Extracted records
-*-
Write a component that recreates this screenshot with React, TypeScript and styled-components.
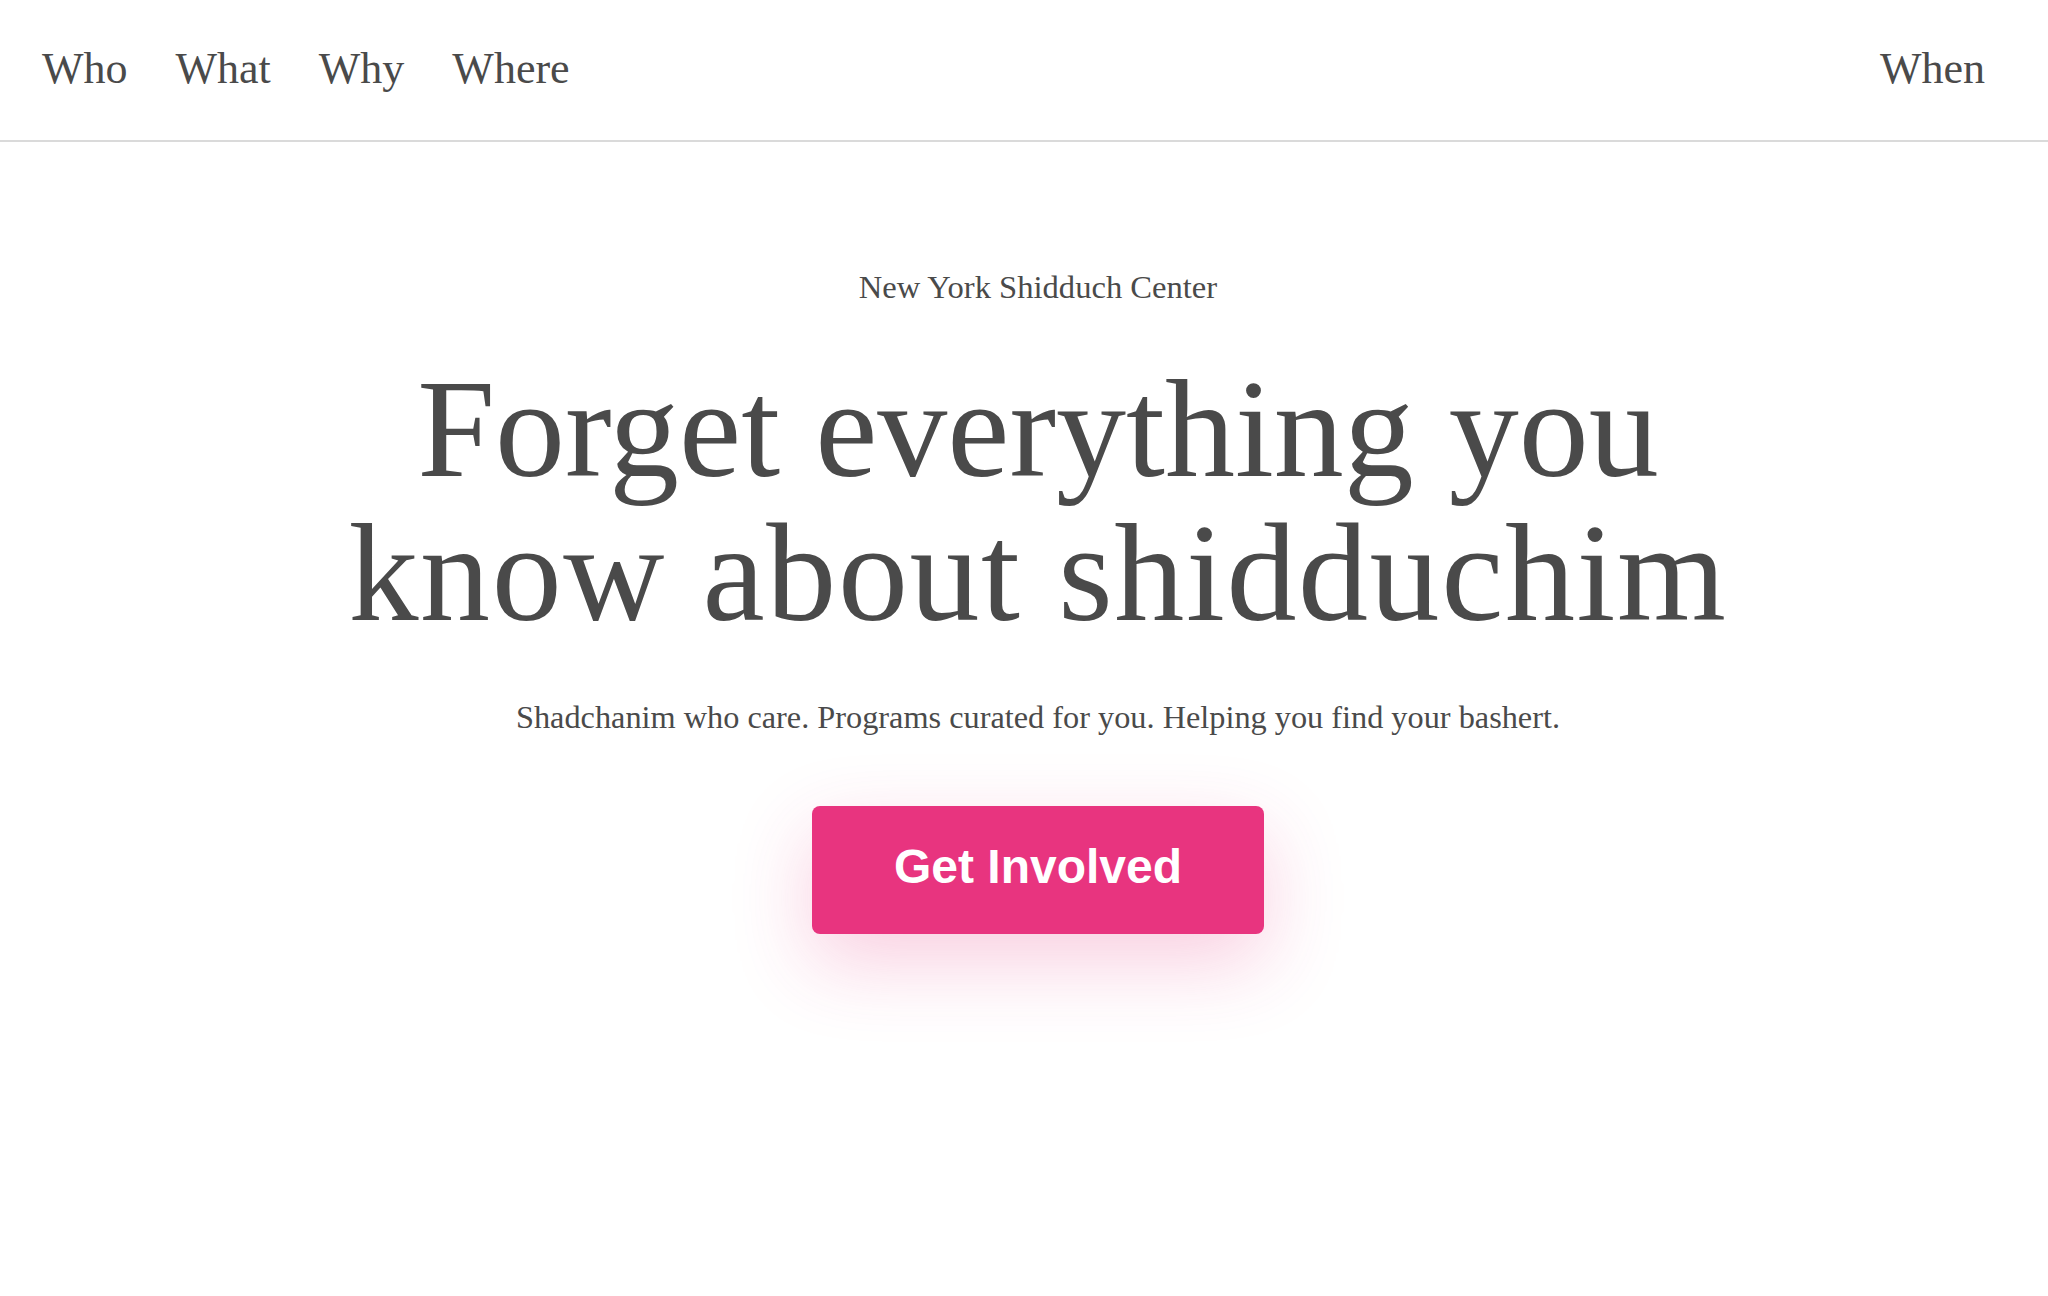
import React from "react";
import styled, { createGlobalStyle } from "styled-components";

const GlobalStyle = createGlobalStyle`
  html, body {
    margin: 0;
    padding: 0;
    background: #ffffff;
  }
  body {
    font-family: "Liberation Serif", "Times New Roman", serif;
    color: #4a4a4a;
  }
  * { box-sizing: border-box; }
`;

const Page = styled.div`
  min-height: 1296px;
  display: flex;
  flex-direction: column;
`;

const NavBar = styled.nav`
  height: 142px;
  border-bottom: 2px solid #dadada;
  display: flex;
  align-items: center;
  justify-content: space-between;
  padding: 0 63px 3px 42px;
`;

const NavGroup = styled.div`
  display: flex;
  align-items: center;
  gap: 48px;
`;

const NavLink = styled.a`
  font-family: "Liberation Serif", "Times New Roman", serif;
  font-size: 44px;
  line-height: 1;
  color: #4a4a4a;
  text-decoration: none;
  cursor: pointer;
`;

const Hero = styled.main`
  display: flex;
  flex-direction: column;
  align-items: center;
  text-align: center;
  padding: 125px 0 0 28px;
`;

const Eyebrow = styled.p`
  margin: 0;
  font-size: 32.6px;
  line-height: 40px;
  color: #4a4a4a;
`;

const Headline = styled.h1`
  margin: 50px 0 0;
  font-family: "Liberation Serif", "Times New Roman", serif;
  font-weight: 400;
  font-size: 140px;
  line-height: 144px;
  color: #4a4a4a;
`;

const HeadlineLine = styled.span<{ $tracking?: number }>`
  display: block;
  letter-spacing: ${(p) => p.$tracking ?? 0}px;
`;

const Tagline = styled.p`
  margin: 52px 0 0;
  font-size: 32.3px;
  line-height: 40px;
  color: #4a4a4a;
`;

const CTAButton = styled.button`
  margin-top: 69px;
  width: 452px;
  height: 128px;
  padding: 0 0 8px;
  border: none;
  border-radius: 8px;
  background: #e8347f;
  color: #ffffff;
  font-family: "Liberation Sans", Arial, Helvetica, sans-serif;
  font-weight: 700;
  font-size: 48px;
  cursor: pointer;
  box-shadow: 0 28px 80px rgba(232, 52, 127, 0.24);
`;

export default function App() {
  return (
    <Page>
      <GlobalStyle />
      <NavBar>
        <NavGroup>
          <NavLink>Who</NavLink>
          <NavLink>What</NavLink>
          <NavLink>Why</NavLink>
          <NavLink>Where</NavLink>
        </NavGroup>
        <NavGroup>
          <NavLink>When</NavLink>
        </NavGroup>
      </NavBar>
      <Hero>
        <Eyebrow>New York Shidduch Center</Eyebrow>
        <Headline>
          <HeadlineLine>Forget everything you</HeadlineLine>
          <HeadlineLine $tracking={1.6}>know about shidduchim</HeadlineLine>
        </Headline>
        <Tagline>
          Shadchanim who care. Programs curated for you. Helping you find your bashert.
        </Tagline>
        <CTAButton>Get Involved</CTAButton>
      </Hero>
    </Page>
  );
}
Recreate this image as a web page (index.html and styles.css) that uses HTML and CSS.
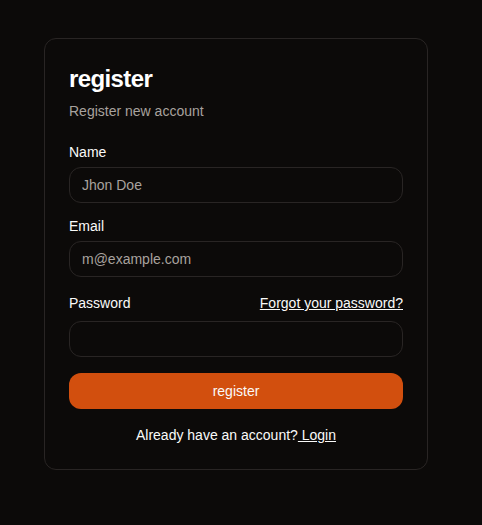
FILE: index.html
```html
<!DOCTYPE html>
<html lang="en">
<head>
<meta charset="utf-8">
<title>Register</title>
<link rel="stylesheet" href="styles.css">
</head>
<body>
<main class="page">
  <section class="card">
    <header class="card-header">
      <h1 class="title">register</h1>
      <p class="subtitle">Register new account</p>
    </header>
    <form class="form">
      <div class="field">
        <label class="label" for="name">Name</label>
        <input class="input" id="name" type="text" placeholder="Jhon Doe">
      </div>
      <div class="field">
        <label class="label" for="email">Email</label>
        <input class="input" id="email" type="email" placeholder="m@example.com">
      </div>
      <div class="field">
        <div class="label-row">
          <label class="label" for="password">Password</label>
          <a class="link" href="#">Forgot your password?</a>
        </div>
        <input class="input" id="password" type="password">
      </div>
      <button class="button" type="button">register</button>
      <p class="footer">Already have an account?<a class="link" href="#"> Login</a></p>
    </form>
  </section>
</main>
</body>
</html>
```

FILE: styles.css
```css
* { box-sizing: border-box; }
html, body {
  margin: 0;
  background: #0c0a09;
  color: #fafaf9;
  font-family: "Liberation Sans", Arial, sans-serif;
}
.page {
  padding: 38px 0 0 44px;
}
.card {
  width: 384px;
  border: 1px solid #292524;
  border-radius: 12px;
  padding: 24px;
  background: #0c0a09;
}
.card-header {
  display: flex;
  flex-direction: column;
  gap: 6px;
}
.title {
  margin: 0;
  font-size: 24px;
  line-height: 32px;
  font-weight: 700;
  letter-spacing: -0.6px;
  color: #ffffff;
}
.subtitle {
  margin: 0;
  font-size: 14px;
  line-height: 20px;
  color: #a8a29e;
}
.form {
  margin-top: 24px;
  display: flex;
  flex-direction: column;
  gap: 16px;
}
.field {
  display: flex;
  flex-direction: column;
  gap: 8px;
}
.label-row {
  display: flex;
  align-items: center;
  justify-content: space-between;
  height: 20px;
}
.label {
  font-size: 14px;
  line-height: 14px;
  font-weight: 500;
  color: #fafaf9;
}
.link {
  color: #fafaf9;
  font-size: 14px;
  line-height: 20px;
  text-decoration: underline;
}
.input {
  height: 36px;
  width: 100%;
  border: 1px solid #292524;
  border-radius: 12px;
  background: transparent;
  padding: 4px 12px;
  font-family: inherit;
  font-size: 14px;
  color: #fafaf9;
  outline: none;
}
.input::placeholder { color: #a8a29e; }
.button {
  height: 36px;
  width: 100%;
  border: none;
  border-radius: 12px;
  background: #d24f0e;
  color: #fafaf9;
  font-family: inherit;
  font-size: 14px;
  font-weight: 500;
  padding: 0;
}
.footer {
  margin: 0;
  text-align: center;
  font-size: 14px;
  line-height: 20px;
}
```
-*-
### DIRECTION:
Extract all lines from the material above that include the word "styles".

### SOLUTION:
Recreate this image as a web page (index.html and styles.css) that uses HTML and CSS.
<link rel="stylesheet" href="styles.css">
FILE: styles.css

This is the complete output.